Over the summer, I received a piece of news related to my financial situation that caused me to become exceptionally worried. Due to a series of events both inside and outside my control, I found myself with several thousand dollars in a bank account that I currently have no access to.
Obviously, this news changed my plans regarding this semester, as this money is key to helping me pay for the next several years of college. Upon hearing the news, I became rather anxious.
In and of itself, being anxious or worried is nothing new for me. I can remember multiple times over the past year where I was so worried about something I lost my appetite and felt physically ill.
One particular moment that springs to mind is the last week before finals during the first semester when I was nervous about maintaining my GPA. However, this time was different because I realized the root of my issue was not my uncertainty about the future but my failure to trust God with my future.
For as long as I could remember, the future had represented hope, something better than the present. This mindset led me to always look forward and plan down to the smallest detail. Anything that interfered with the way I envisioned things would happen would cause a petrifying sense of worry to overcome me.
This past summer when I was feeling anxious, my immediate inclination was to turn to my friends for advice first. One of the people I spoke to corrected my thinking by asking, “Have you prayed about it yet?” Reluctantly, I admitted that it had not even occurred to me.
The words of my friend convicted me, and I sought advice from God through prayer and the Bible. My mind was quickly drawn toward the words of Christ in Matthew 6:26-27. “Behold the fowls of the air: for they sow not, neither do they reap, nor gather into barns; yet your heavenly Father feedeth them. Are ye not much better than they? Which of you by taking thought can add one cubit unto his stature?”
If God provides and cares for the animals and plants He made, what cause do I have to worry? No matter what happens to me, whether my future plans come to fruition or I die in my sleep tonight, God is in control of my life. For someone like me who desperately tries to maintain control, this thought can be humbling because it means that I cannot maintain control since I never possessed it to begin with.
Later in the chapter comes instruction on what I should be focused on instead of my idea of the future. Verses 32 and 33 state, “For your heavenly Father knoweth that ye have need of all these things. But seek ye first the kingdom of God, and His righteousness; and all these things shall be added unto you.”
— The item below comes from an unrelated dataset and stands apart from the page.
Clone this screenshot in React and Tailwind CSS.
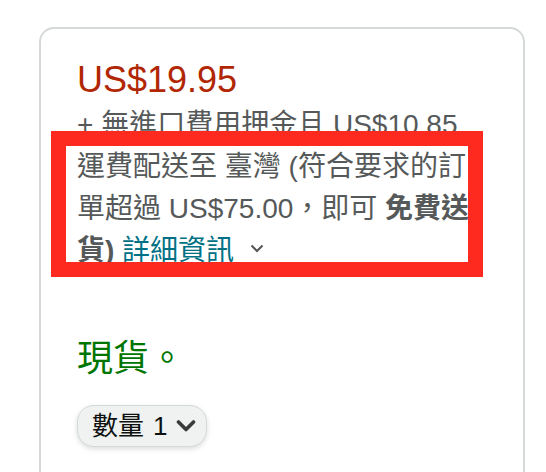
import React from 'react'

const font = { fontFamily: '"Liberation Sans", "Noto Sans CJK TC", sans-serif' }

export default function App() {
  return (
    <div className="h-screen bg-white overflow-hidden" style={font}>
      <div className="pt-[27px] pl-[39px]">
        <div className="relative w-[486px] h-[500px] border-2 border-[#d5d9d9] rounded-[15px] pt-[27px] pl-[36px]">
          {/* Price */}
          <div className="text-[36px] leading-[48px] text-[#b12704]">US$19.95</div>

          {/* Shipping info */}
          <div className="w-[405px] text-[28px] leading-[42px] text-[#565959]">
            <div>+ 無進口費用押金且 US$10.85</div>
            <div>
              運費配送至 臺灣 (符合要求的訂單超過 US$75.00，即可 <span className="font-bold">免費送貨)</span>{' '}
              <span className="text-[#007185]">詳細資訊</span>
              <svg className="inline-block ml-[16px] mb-[8px]" width="14" height="9" viewBox="0 0 14 9" fill="none">
                <path d="M1.5 1.5 L7 7 L12.5 1.5" stroke="#555" strokeWidth="2" />
              </svg>
            </div>
          </div>

          {/* Availability */}
          <div className="mt-[63px] text-[36px] leading-[48px] text-[#007600]">現貨。</div>

          {/* Quantity */}
          <div className="mt-[22px]">
            <button className="flex items-center h-[42px] w-[130px] pl-[14px] rounded-[17px] bg-[#f0f2f2] border border-[#d5d9d9] shadow-[0_2px_5px_rgba(15,17,17,0.15)] text-[26px] text-[#0f1111]">
              <span>數量</span>
              <span className="ml-[9px]">1</span>
              <svg className="ml-[9px]" width="20" height="12" viewBox="0 0 20 12" fill="none">
                <path d="M2.5 2 L10 9.5 L17.5 2" stroke="#3a3a3a" strokeWidth="3.6" strokeLinecap="round" strokeLinejoin="round" />
              </svg>
            </button>
          </div>

          {/* Highlight annotation */}
          <div className="absolute left-[10px] top-[102px] w-[432px] h-[146px] border-[15px] border-[#ff2a1f] pointer-events-none" />
        </div>
      </div>
    </div>
  )
}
When I was reading this, I could not help but remember what one of the officers in my society told me last year: “Focus on God, and everything else will fall into place how He wants it.”
Although this was only one small incident in my life, I hope I will remember it going forward whenever I come across something I cannot handle alone.
I imagine this will be difficult, and I will need constant reminders, but I want to focus my life on God and let Him do what He wills with my future regardless of where that takes me.
Seek ye first the kingdom of God, and His righteousness; and all these things shall be added unto you.